After preparatory meetings at their individual schools, the children come to the museum to learn about the history of Mesopotamia, about Canaan and Egypt, all through the perspective of Abraham and his family. Throughout the school year, classes come for four three-hour sessions on four Thursdays, two weeks apart.

“There are just four meetings per group, but the children are interested and do take away something,” says Ibrahim. “We see them open up in their play together, outside of the work or play they do in organized supervised groups. We see them ask each other questions privately, and this is a big thing, because they have never met before.”

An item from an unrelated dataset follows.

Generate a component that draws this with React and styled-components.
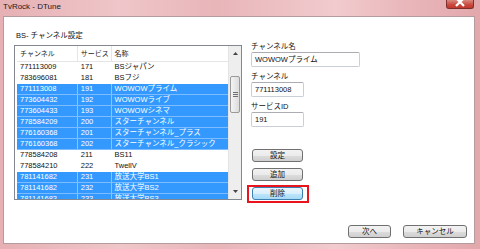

Questions asked include ‘What’s you favorite TV show?’ ‘What’s it like to go through a checkpoint?’ and ‘Do you know anyone who was killed in a suicide bombing?’

“The idea,” says Kaplan, “is that through the kids we try to encourage communication between neighborhoods and communities.”

One of the challenges of the program, says Kaplan, is helping the kids to deal with the day-to-day situation that they live in and how hard it is to get through the day sometimes.

“The hardest barrier is language,” he says. “The children are asked to listen quietly while each group has the activities and different points explained to them in their own language.

“One of the things we try to teach them is to listen even if they don’t understand,” says Kaplan.

At the end of the year a ceremony will take place to which parents will be invited. Last year this was held on the museum premises, but this year, says Kaplan, they hope to hold it at an open-air venue and include activities which will combine parents and children.

“We are also inviting parents to participate during the kids’ meetings. Last year we held a parallel program on each fourth encounter of children. When the parents met during the kids’ meetings the atmosphere was pleasant and they requested a more organized framework.”

In light of the keenness of the adults, this year the museum has started a group for parents exclusively, to meet each other once a month; the second of these meetings will take place at the end of February.

In an arts and crafts group, the children prepare models of the different places Abraham passed through on his journey. As they construct models of Abraham and his family, they discuss their own families.

Marua 10, from East Jerusalem, says she is happy to meet new people and to understand new things.

Tamar, 9 ½, says the program is lots of fun and she likes doing arts and crafts with her Arab friends because that way they can play together even if they can?t understand each other’s language.

For Ben, 10 from West Jerusalem, “It is very nice, lots of fun, and very different to meet the others.”

“They are children the same as us,” he says. “I think there will be peace in our country if there is peace between people.”

Joseph 10, another Jew, agrees that it is nice and fun to make new friends.

“It is still early,” he says, “but maybe one day we will visit each other in our homes.”

Hamand, 10, an Arab boy, says he likes coming to the museum. He has no other Jewish friends, but hopes to in the future.

“The project is like a young plant that we are nurturing,” says Weiss.

Back to the action, Doron plays a hand-slapping game with the girls in Arabic.

“It is a little hard to communicate because they only know Arabic and I only know Hebrew,” he says.

“But I think it is very good to put Jews and Arabs together so the next generation will be better,” says Doron. “There will be fewer wars because they will know each other better. But there will still be wars because not everybody knows everyone.”

The Image of Abraham project is doing its part to insure that one day ‘everybody will know everyone.’